In many ways, this novel is the standard, and isn’t it amazing that we’ve advanced to a point where there is such a thing, story of a teen who is in transition in terms of his or her gender identity.  Jordan, who has known he is a boy all his life and whose dysphoria resulted in a suicide attempt when he was eleven, is approaching eighteen and besides living as a boy fulltime is about to start taking testosterone injections.  His parents have accepted his identity but are fiercely protective, fearing the sort of hatred and violence so common for transgender youth.  What Jordan has not worked out yet is how to interact romantically with his remaining female biology, and that seriously complicates his desire to date Pepper, who does not know Jordan is not biologically a boy yet.  So far, the usual transgender coming of age is typical and compared to other books an admirable dramatization thereof.

Where IF WE SHADOWS diverges from typical into extraordinary is in two respects, the framework of the play and its heritage in Shakespeare’s use of gender ambiguity and in the impact of the magical, the emergence of the trickster being Puck and his potions.  The literary tribute to Shakespeare is brilliantly done,  using the two comedies, A Midsummer Night’s Dream and Twelfth Night seamlessly and insightfully, exploring ideas that are relevant as much to the modern youth as more subtly to the Elizabethan poet and playwright.  The book made this reviewer appreciate anew his exposure to Shakespeare’s plays and world so he could truly appreciate Atwood’s skill at bringing these elements together to create something new and remarkable.

The potions are more a convenient plat device and connection with the play and its appeal than actually necessary’ the influence of the potions, whose efficacy is in doubt, individually and plurally.  The same effect could arguably have been managed through less fantastic circumstances, but the author is a fantasy writer and the use of fantasy just makes the story richer and better in its influence from the play.
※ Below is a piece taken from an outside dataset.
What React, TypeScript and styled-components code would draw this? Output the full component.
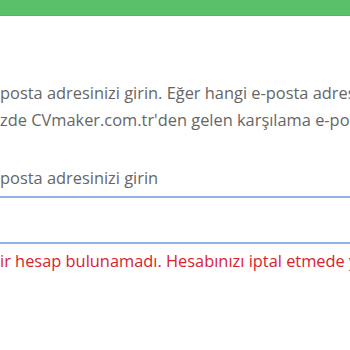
import { createGlobalStyle, styled } from "styled-components"

const GlobalStyle = createGlobalStyle`
  html, body {
    margin: 0;
    padding: 0;
    background: #ffffff;
    overflow: hidden;
  }
  body {
    font-family: "Open Sans", "Noto Sans", sans-serif;
  }
`

// hesap silme: e-posta doğrulama adımı
const App = () => {
  return (
    <Page>
      <GlobalStyle />
      <TopBar />
      <Content>
        <Intro>
          posta adresinizi girin. Eğer hangi e-posta adresi ile kaydolduğunuzu hatırlamıyorsanız,
          <br />
          zde CVmaker.com.tr'den gelen karşılama e-postasını arayın.
        </Intro>
        <Field>
          <Input placeholder="posta adresinizi girin" />
        </Field>
        <Field $empty />
        <ErrorText>
          ir hesap bulunamadı. Hesabınızı iptal etmede yardıma ihtiyacınız varsa bize ulaşın.
        </ErrorText>
      </Content>
    </Page>
  )
}

export default App

const Page = styled.div`
  width: 350px;
  height: 350px;
  overflow: hidden;
  display: flex;
  flex-direction: column;
`

const TopBar = styled.div`
  height: 15px;
  flex-shrink: 0;
  background: #5bc06a;
  border-bottom: 1px solid #52b660;
`

const Content = styled.div`
  display: flex;
  flex-direction: column;
  padding-top: 63px;
`

const Intro = styled.p`
  margin: 0;
  font-size: 16.4px;
  line-height: 27px;
  color: #666666;
  white-space: nowrap;
`

const Field = styled.div<{ $empty?: boolean }>`
  display: flex;
  align-items: flex-end;
  height: ${(p) => (p.$empty ? "44px" : "auto")};
  margin-top: ${(p) => (p.$empty ? "0" : "28px")};
  border-bottom: 2px solid #8fb3e2;
`

const Input = styled.input`
  width: 100%;
  border: none;
  outline: none;
  background: transparent;
  padding: 0 0 3px 0;
  height: 32px;
  line-height: 28px;
  font-family: "Open Sans", "Noto Sans", sans-serif;
  font-size: 16.4px;
  color: #555555;

  &::placeholder {
    color: #666666;
    opacity: 1;
  }
`

const ErrorText = styled.div`
  margin-top: 6px;
  font-size: 16.4px;
  line-height: 22px;
  color: #d8222e;
  white-space: nowrap;
`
As a transgender person, this reviewer found a great deal of truth not only in the process of transition but also in Jordan’s hopes and fears.  It is extremely difficult to both be the gender you know you are but also cope with the “inconvenient” reality of what Jordan calls “the bits”.  On top of that other relevant issues brought forward, how one can be true to oneself without lying to others, such as Jordan’s concern that he is forcing Pepper to make out with a biological girl without knowing it, and how other people’s reactions can be so unpredictable from moment to moment.  The book does not shy away from the fact that potential violence is part of every transgender person’s life, mentioning the Transgender Day of Remembrance, a memorial for people attacked and murdered or who committed suicide purely because their brains’ and bodies’ don’t match.

This reviewer has been impressed with the quality of YA transgender novels that have come out over the past few years.  Atwood’s IF WE SHADOWS stands out for its intelligence and its artistry with the use of Shakespearean and fantasy themes.